Designed to transform rail transport across London, Crossrail is a £14.8bn project that covers 38 designated stations with the aim of increasing capacity, supporting regeneration and cutting journey times.
Once completed, nine new stations will have been created as part of the project, including Paddington, Bond Street, Tottenham Court Road, Farringdon, Liverpool Street, Whitechapel, Canary Wharf, Woolwich and Custom House.
Work started on Crossrail in May 2009 and once work is complete in late 2018 an additional 1.5 million people will be able to access key areas of the capital within just 45 minutes. The project has now successfully passed the halfway point and within months of doing so unveiled the new Docklands Light Railway (DLR) Pudding Mill Lane station.
The new Pudding Mill Lane station iscurrently the largest station on the DLR network and officially opened to the public in April 2014. The station, along with ‘double-tracked’ rails that link it to the wider DLR network, boosts capacity to enable the railway to carry an extra 1,100 passengers per hour and delivers improved service reliability on the increasingly popular route between Stratford and Canary Wharf/Lewisham.
Transport for London’s DLR Director, Rory O’Neill, said:
“The new station at Pudding Mill Lane is a great asset to commuters, local residents and to visitors to this part of the capital. With the largest capacity on the DLR network the station will provide excellent access for people travelling to new entertainment venues in the area and to Queen Elizabeth Olympic Park.”
The Pudding Mill Lane station project was undertaken with Crossrail, which has moved the location of the previous station to make room for a tunnel portal for one of its new lines, as part of Europe’s largest infrastructure project.
From the end of 2018, Crossrail trains will emerge from the new tunnels at Pudding Mill Lane and join existing rail lines through northeast London to Essex. DLR passengers will be able to interchange with Crossrail, London Underground, London Overground and National Rail at Stratford station.
In a major piece of civil engineering, Crossrail’s works involved building the new Weston Williamson-designed station, as well as a tunnel portal and approach ramp. Careful management of works was required because of the site’s close proximity to vital sewerage and power utilities, Queen Elizabeth Olympic Park, live National Rail and DLR lines and an entry portal for Crossrail tunnel boring machines heading towards the City.

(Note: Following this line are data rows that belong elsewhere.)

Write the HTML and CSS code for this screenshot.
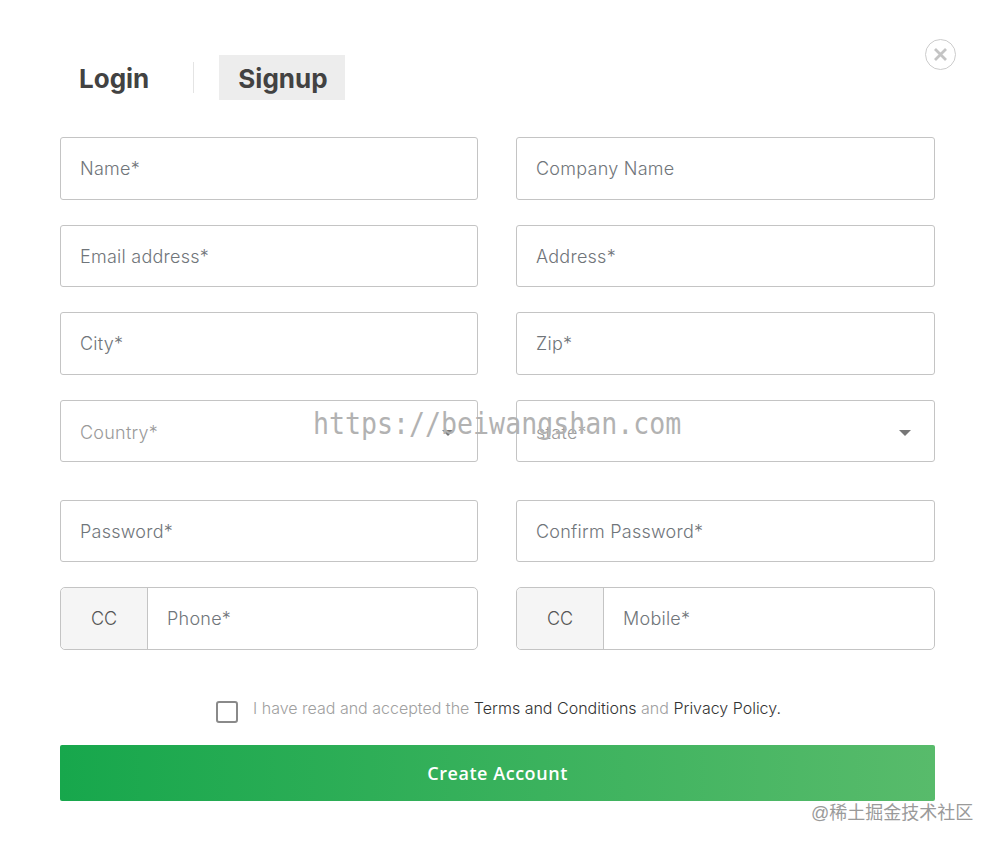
FILE: index.html
```html
<!DOCTYPE html>
<html>

<head>
    <meta charset="UTF-8">
    <title>Signup</title>
    <link rel="stylesheet" href="styles.css">
</head>

<body>
    <div class="modal">
        <button class="closeBtn" aria-label="Close">
            <svg width="15" height="15" viewBox="0 0 15 15">
                <path d="M2 2 L13 13 M13 2 L2 13" />
            </svg>
        </button>

        <!-- tabs -->
        <div class="tabs">
            <div class="tab">Login</div>
            <div class="tabDivider"></div>
            <div class="tab active">Signup</div>
        </div>

        <!-- form -->
        <div class="formGrid">
            <div class="field"><span class="hint">Name*</span></div>
            <div class="field"><span class="hint">Company Name</span></div>
            <div class="field short"><span class="hint">Email address*</span></div>
            <div class="field short"><span class="hint">Address*</span></div>
            <div class="field"><span class="hint">City*</span></div>
            <div class="field"><span class="hint">Zip*</span></div>
            <div class="field select"><span class="hint light">Country*</span><i class="caret"></i></div>
            <div class="field select"><span class="hint light">state*</span><i class="caret"></i></div>
            <div class="field short"><span class="hint">Password*</span></div>
            <div class="field short"><span class="hint">Confirm Password*</span></div>
            <div class="field phone"><div class="cc">CC</div><span class="hint">Phone*</span></div>
            <div class="field phone"><div class="cc">CC</div><span class="hint">Mobile*</span></div>
        </div>

        <div class="terms">
            <span class="checkbox"></span>
            <p>I have read and accepted the <a href="#">Terms and Conditions</a> and <a href="#">Privacy Policy.</a></p>
        </div>

        <button class="submitBtn">Create Account</button>
    </div>

    <div class="markUrl">https://beiwangshan.com</div>
    <div class="markSite">@稀土掘金技术社区</div>
</body>

</html>
```

FILE: styles.css
```css
* {
    margin: 0;
    padding: 0;
    box-sizing: border-box;
    font-family: Inter, "Liberation Sans", sans-serif;
}

body {
    background: #fff;
    min-height: 846px;
    overflow: hidden;
}

.modal {
    position: relative;
    width: 995px;
    padding: 55px 60px 0 60px;
}

.closeBtn {
    position: absolute;
    top: 39px;
    left: 925px;
    width: 31px;
    height: 31px;
    border: 1px solid #ccc;
    border-radius: 50%;
    background: #fff;
    display: flex;
    align-items: center;
    justify-content: center;
}

.closeBtn path {
    stroke: #c4c4c4;
    stroke-width: 2.8;
    fill: none;
}

.tabs {
    display: flex;
    align-items: center;
    height: 45px;
}

.tab {
    font-size: 26px;
    font-weight: 700;
    color: #424242;
    height: 45px;
    line-height: 47px;
    padding: 0 19px;
}

.tab.active {
    background: #ededed;
    width: 126px;
}

.tabDivider {
    width: 1px;
    height: 31px;
    background: #e4e4e4;
    margin: 0 25px;
}

.formGrid {
    display: grid;
    grid-template-columns: 418px 419px;
    column-gap: 38px;
    margin-top: 37px;
}

.field {
    display: flex;
    align-items: center;
    height: 63px;
    margin-bottom: 25px;
    padding: 0 19px;
    border: 1px solid #c4c4c4;
    border-radius: 3px;
    background: #fff;
}

.field.short {
    height: 62px;
}

.field.select {
    position: relative;
    height: 62px;
    margin-bottom: 38px;
    padding-top: 3px;
}

.field.phone {
    padding: 0;
    border-radius: 5px;
}

.hint {
    font-size: 18px;
    font-weight: 300;
    letter-spacing: 0.25px;
    color: #70757a;
}

.hint.light {
    color: #9a9a9a;
}

.caret {
    position: absolute;
    right: 23px;
    top: 29px;
    width: 0;
    height: 0;
    border-left: 6.5px solid transparent;
    border-right: 6.5px solid transparent;
    border-top: 6.5px solid #777;
}

.cc {
    width: 87px;
    height: 100%;
    margin-right: 19px;
    display: flex;
    align-items: center;
    justify-content: center;
    font-size: 18px;
    font-weight: 300;
    color: #555;
    background: #f5f5f5;
    border-right: 1px solid #c4c4c4;
    border-radius: 5px 0 0 5px;
}

.terms {
    display: flex;
    align-items: center;
    justify-content: center;
    margin-top: 15px;
    padding-left: 2px;
    height: 36px;
    gap: 15px;
}

.checkbox {
    width: 22px;
    height: 22px;
    margin-top: 8px;
    border: 2px solid #8a8a8a;
    border-radius: 3px;
}

.terms p {
    font-size: 16px;
    font-weight: 300;
    color: #a0a0a0;
}

.terms a {
    color: #333;
    text-decoration: none;
}

.submitBtn {
    display: block;
    width: 875px;
    height: 56px;
    margin-top: 19px;
    border: none;
    border-radius: 2px;
    background: linear-gradient(90deg, #17a74c, #58bb6b);
    color: #fff;
    font-family: "Open Sans", sans-serif;
    font-size: 18px;
    font-weight: 600;
    letter-spacing: 0.55px;
}

/* watermarks, laid over the screenshot */
.markUrl {
    position: absolute;
    top: 408px;
    left: 313px;
    font-family: "DejaVu Sans Mono", monospace;
    font-size: 26.6px;
    color: #b2b2b2;
    transform: scaleY(1.1);
}

.markSite {
    position: absolute;
    top: 798px;
    left: 811px;
    font-family: "Liberation Sans", "Noto Sans CJK SC", sans-serif;
    font-size: 18px;
    color: #9a9a9a;
}
```
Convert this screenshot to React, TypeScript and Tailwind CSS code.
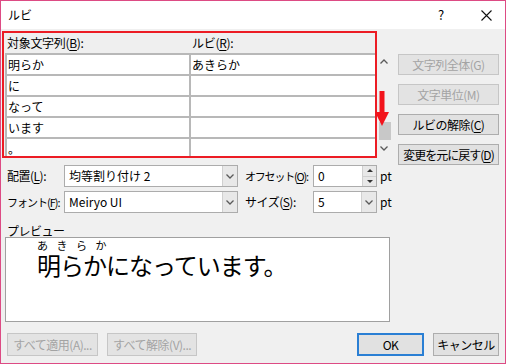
import React from 'react';

const FONT = "font-['Noto_Sans_CJK_JP','Noto_Sans',sans-serif]";

const Chevron: React.FC<{ up?: boolean; className?: string }> = ({ up, className }) => (
    <svg className={className} width="8" height="5" viewBox="0 0 8 5" fill="none" stroke="#5a5a5a" strokeWidth={1.3}>
        {up ? <path d="M0.5 4.5L4 1L7.5 4.5" /> : <path d="M0.5 0.5L4 4L7.5 0.5" />}
    </svg>
);

const Btn: React.FC<{ label: React.ReactNode; w: string; disabled?: boolean; primary?: boolean; h?: string }> = ({
    label,
    w,
    disabled,
    primary,
    h = 'h-[21px]',
}) => (
    <div
        className={`${w} ${h} flex items-center justify-center whitespace-nowrap text-[12px] tracking-[-0.5px] leading-none ${
            disabled
                ? 'border border-[#c6c6c6] bg-[#e3e3e3] text-[#a3a3a3]'
                : primary
                  ? 'border-2 border-[#2a7fd4] bg-[#e1e1e1] text-black'
                  : 'border border-[#adadad] bg-[#e1e1e1] text-black'
        }`}
    >
        {label}
    </div>
);

const U: React.FC<{ children: React.ReactNode }> = ({ children }) => <span className="underline underline-offset-2">{children}</span>;

const Combo: React.FC<{ value: string; w: string }> = ({ value, w }) => (
    <div className={`${w} h-[22px] flex border border-[#acacac] bg-white`}>
        <div className="flex-1 pl-[4px] flex items-center whitespace-nowrap text-[12px] text-black">{value}</div>
        <div className="w-[15px] flex items-center justify-center bg-[#e8e8e8] border-l border-[#d0d0d0]">
            <Chevron />
        </div>
    </div>
);

export default function App() {
    const rows = [
        ['明らか', 'あきらか'],
        ['に', ''],
        ['なって', ''],
        ['います', ''],
        ['。', ''],
    ];

    return (
        <div className={`${FONT} w-[506px] h-[364px] border border-[#dd4b84] bg-[#f0f0f0] flex flex-col overflow-hidden`}>
            {/* title bar */}
            <div className="h-[28px] shrink-0 bg-white flex items-center pl-[7px] text-[12px] text-black">
                <span>ルビ</span>
                <span className="ml-auto w-[12px] text-center text-[13px]">?</span>
                <span className="ml-[33px] mr-[13px] w-[12px] flex items-center justify-center">
                    <svg width="11" height="11" viewBox="0 0 11 11" stroke="#111" strokeWidth={1.1}>
                        <path d="M0.5 0.5L10.5 10.5M10.5 0.5L0.5 10.5" />
                    </svg>
                </span>
            </div>

            {/* top area */}
            <div className="flex pt-[2px] pl-[1px]">
                <div className="w-[375px] h-[127px] border-2 border-[#ec1c24] flex flex-col">
                    <div className="h-[20px] shrink-0 flex items-center whitespace-nowrap text-[12px] tracking-[-0.3px] text-black bg-[#efefef]">
                        <span className="pl-[3px] w-[188px]">
                            対象文字列(<U>B</U>):
                        </span>
                        <span>
                            ルビ(<U>R</U>):
                        </span>
                    </div>
                    <div className="flex-1 overflow-hidden ml-[1px] border-l-2 border-[#b8b8b8] bg-white">
                        {rows.map(([a, b], i) => (
                            <div key={i} className="h-[21px] flex border-t-2 border-[#b8b8b8] text-[12px] text-black">
                                <div className="w-[184px] border-r-2 border-[#b8b8b8] pl-[1px] flex items-center">{a}</div>
                                <div className="flex-1 pl-[1px] flex items-center">{b}</div>
                            </div>
                        ))}
                    </div>
                </div>

                {/* scroll column */}
                <div className="relative w-[18px] flex flex-col items-start pl-[2px]">
                    <Chevron up className="mt-[28px] ml-[1px]" />
                    <div className="mt-[58px] w-[12px] h-[18px] bg-[#c8c8c8]" />
                    <Chevron className="mt-[6px] ml-[1px]" />
                    <svg className="absolute left-[-2px] top-[60px]" width="14" height="36" viewBox="0 0 14 36">
                        <rect x="4.5" y="0" width="5" height="22" fill="#f2141c" />
                        <path d="M0 21H14L7 35Z" fill="#f2141c" />
                    </svg>
                </div>

                {/* right buttons */}
                <div className="ml-[3px] mt-[23px] flex flex-col gap-[9px]">
                    <Btn w="w-[101px]" disabled label="文字列全体(G)" />
                    <Btn w="w-[101px]" disabled label="文字単位(M)" />
                    <Btn
                        w="w-[101px]"
                        label={
                            <span>
                                ルビの解除(<U>C</U>)
                            </span>
                        }
                    />
                    <Btn
                        w="w-[101px]"
                        label={
                            <span className="tracking-[-1px]">
                                変更を元に戻す(<U>D</U>)
                            </span>
                        }
                    />
                </div>
            </div>

            {/* row 1 */}
            <div className="flex items-center pl-[6px] h-[22px] text-[12px] text-black whitespace-nowrap">
                <span className="w-[57px] tracking-[-0.5px]">
                    配置(<U>L</U>):
                </span>
                <Combo w="w-[174px]" value="均等割り付け 2" />
                <span className="ml-[7px] w-[68px] text-[11px] tracking-[-1.2px]">
                    オフセット(<U>O</U>):
                </span>
                <div className="w-[64px] h-[22px] flex border border-[#acacac] bg-white">
                    <div className="flex-1 pl-[4px] flex items-center">0</div>
                    <div className="w-[14px] flex flex-col border-l border-[#d0d0d0]">
                        <div className="flex-1 flex items-center justify-center bg-[#e8e8e8] border-b border-[#d0d0d0]">
                            <svg width="6" height="3" viewBox="0 0 6 3">
                                <path d="M0 3H6L3 0Z" fill="#333" />
                            </svg>
                        </div>
                        <div className="flex-1 flex items-center justify-center bg-[#e8e8e8]">
                            <svg width="6" height="3" viewBox="0 0 6 3">
                                <path d="M0 0H6L3 3Z" fill="#333" />
                            </svg>
                        </div>
                    </div>
                </div>
                <span className="ml-[3px]">pt</span>
            </div>

            {/* row 2 */}
            <div className="flex items-center pl-[6px] mt-[4px] h-[22px] text-[12px] text-black whitespace-nowrap">
                <span className="w-[57px] text-[11px] tracking-[-1px]">
                    フォント(<U>F</U>):
                </span>
                <Combo w="w-[174px]" value="Meiryo UI" />
                <span className="ml-[7px] w-[68px] tracking-[-0.5px]">
                    サイズ(<U>S</U>):
                </span>
                <Combo w="w-[64px]" value="5" />
                <span className="ml-[3px]">pt</span>
            </div>

            {/* preview */}
            <div className="mt-[11px] pl-[6px] h-[13px] leading-[13px] text-[12px] tracking-[-0.5px] text-black">プレビュー</div>
            <div className="ml-[4px] w-[385px] h-[85px] shrink-0 border border-[#a0a0a0] bg-white pl-[31px] pt-[2px] flex flex-col">
                <div className="h-[11px] leading-[11px] text-[11px] tracking-[8.5px] text-black whitespace-nowrap">あきらか</div>
                <div className="leading-[28px] text-[24px] tracking-[-1px] text-black whitespace-nowrap">明らかになっています。</div>
            </div>

            {/* bottom buttons */}
            <div className="mt-[11px] flex pl-[6px] pr-[6px]">
                <Btn w="w-[91px]" h="h-[23px]" disabled label="すべて適用(A)..." />
                <div className="ml-[9px]">
                    <Btn w="w-[90px]" h="h-[23px]" disabled label="すべて解除(V)..." />
                </div>
                <div className="ml-auto">
                    <Btn w="w-[67px]" h="h-[23px]" primary label="OK" />
                </div>
                <div className="ml-[9px]">
                    <Btn w="w-[66px]" h="h-[23px]" label="キャンセル" />
                </div>
            </div>
        </div>
    );
}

Andrew Wolstenholme, Crossrail Chief Executive, said:
“The team is very proud to have delivered this new piece of infrastructure on time and within budget. This was a large and challenging project with the London Olympic and Paralympic Games, Great Eastern Mainline, DLR and several crucial London utilities all on our doorstep. It required sophisticated engineering and construction work and a great deal of communication and collaboration to get to this point. It is another great example of what can be achieved by working well together.”